**What needs to be done:** Your task is to give the listing below back word for word, pictures excluded.

**Data lines:**

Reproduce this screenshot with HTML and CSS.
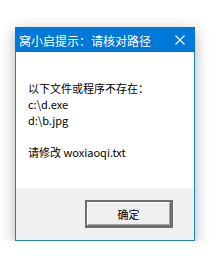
FILE: index.html
```html
<!DOCTYPE html>
<html lang="zh-CN">
<head>
  <meta charset="UTF-8" />
  <title>窝小启提示</title>
  <link rel="stylesheet" href="styles.css">
</head>
<body>
  <div class="janela">
    <div class="titulo">
      <span>窝小启提示：请核对路径</span>
      <svg class="fechar" width="10" height="10" viewBox="0 0 10 10">
        <path d="M0.5 0.5 L9.5 9.5 M9.5 0.5 L0.5 9.5" stroke="#fff" stroke-width="1.1" fill="none"/>
      </svg>
    </div>
    <div class="conteudo">
      <p>以下文件或程序不存在：</p>
      <p>c:\d.exe</p>
      <p>d:\b.jpg</p>
      <p>&nbsp;</p>
      <p>请修改 woxiaoqi.txt</p>
    </div>
    <div class="rodape">
      <button class="botao">确定</button>
    </div>
  </div>
</body>
</html>
```

FILE: styles.css
```css
body {
  margin: 0;
  background: #fff;
  font-family: "Noto Sans CJK SC", "Noto Sans", sans-serif;
}
.janela {
  box-sizing: border-box;
  width: 180px;
  height: 214px;
  margin: 27px 0 0 15px;
  border: 1px solid #1883d7;
  background: #fff;
  display: flex;
  flex-direction: column;
  box-shadow: 0 4px 14px rgba(0, 0, 0, 0.3);
}
.titulo {
  height: 24px;
  background: #0078d7;
  color: #fff;
  font-size: 12px;
  display: flex;
  align-items: center;
  justify-content: space-between;
  padding: 0 10px 0 4px;
  margin: -1px -1px 0 -1px;
  padding-top: 1px;
}
.conteudo {
  height: 136px;
  box-sizing: border-box;
  padding: 28px 0 0 12px;
  font-size: 11px;
  line-height: 16px;
  color: #000;
}
.conteudo p {
  margin: 0;
}
.rodape {
  flex: 1;
  background: #f0f0f0;
  display: flex;
  justify-content: flex-end;
  align-items: flex-start;
  padding: 12px 21px 0 0;
}
.botao {
  box-sizing: border-box;
  width: 88px;
  height: 28px;
  background: #efefef;
  border-style: solid;
  border-color: #6e6e6e;
  border-width: 2px 3px 3px 2px;
  box-shadow: inset 1px 1px #fff, inset -1px -1px #a6a6a6;
  font-family: "Noto Sans CJK SC", sans-serif;
  font-size: 11px;
  color: #000;
  padding: 0;
}
```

**Result of this task:**
Reproduce this screenshot with HTML and CSS.
FILE: index.html
```html
<!DOCTYPE html>
<html lang="zh-CN">
<head>
  <meta charset="UTF-8" />
  <title>窝小启提示</title>
  <link rel="stylesheet" href="styles.css">
</head>
<body>
  <div class="janela">
    <div class="titulo">
      <span>窝小启提示：请核对路径</span>
      <svg class="fechar" width="10" height="10" viewBox="0 0 10 10">
        <path d="M0.5 0.5 L9.5 9.5 M9.5 0.5 L0.5 9.5" stroke="#fff" stroke-width="1.1" fill="none"/>
      </svg>
    </div>
    <div class="conteudo">
      <p>以下文件或程序不存在：</p>
      <p>c:\d.exe</p>
      <p>d:\b.jpg</p>
      <p>&nbsp;</p>
      <p>请修改 woxiaoqi.txt</p>
    </div>
    <div class="rodape">
      <button class="botao">确定</button>
    </div>
  </div>
</body>
</html>
```

FILE: styles.css
```css
body {
  margin: 0;
  background: #fff;
  font-family: "Noto Sans CJK SC", "Noto Sans", sans-serif;
}
.janela {
  box-sizing: border-box;
  width: 180px;
  height: 214px;
  margin: 27px 0 0 15px;
  border: 1px solid #1883d7;
  background: #fff;
  display: flex;
  flex-direction: column;
  box-shadow: 0 4px 14px rgba(0, 0, 0, 0.3);
}
.titulo {
  height: 24px;
  background: #0078d7;
  color: #fff;
  font-size: 12px;
  display: flex;
  align-items: center;
  justify-content: space-between;
  padding: 0 10px 0 4px;
  margin: -1px -1px 0 -1px;
  padding-top: 1px;
}
.conteudo {
  height: 136px;
  box-sizing: border-box;
  padding: 28px 0 0 12px;
  font-size: 11px;
  line-height: 16px;
  color: #000;
}
.conteudo p {
  margin: 0;
}
.rodape {
  flex: 1;
  background: #f0f0f0;
  display: flex;
  justify-content: flex-end;
  align-items: flex-start;
  padding: 12px 21px 0 0;
}
.botao {
  box-sizing: border-box;
  width: 88px;
  height: 28px;
  background: #efefef;
  border-style: solid;
  border-color: #6e6e6e;
  border-width: 2px 3px 3px 2px;
  box-shadow: inset 1px 1px #fff, inset -1px -1px #a6a6a6;
  font-family: "Noto Sans CJK SC", sans-serif;
  font-size: 11px;
  color: #000;
  padding: 0;
}
```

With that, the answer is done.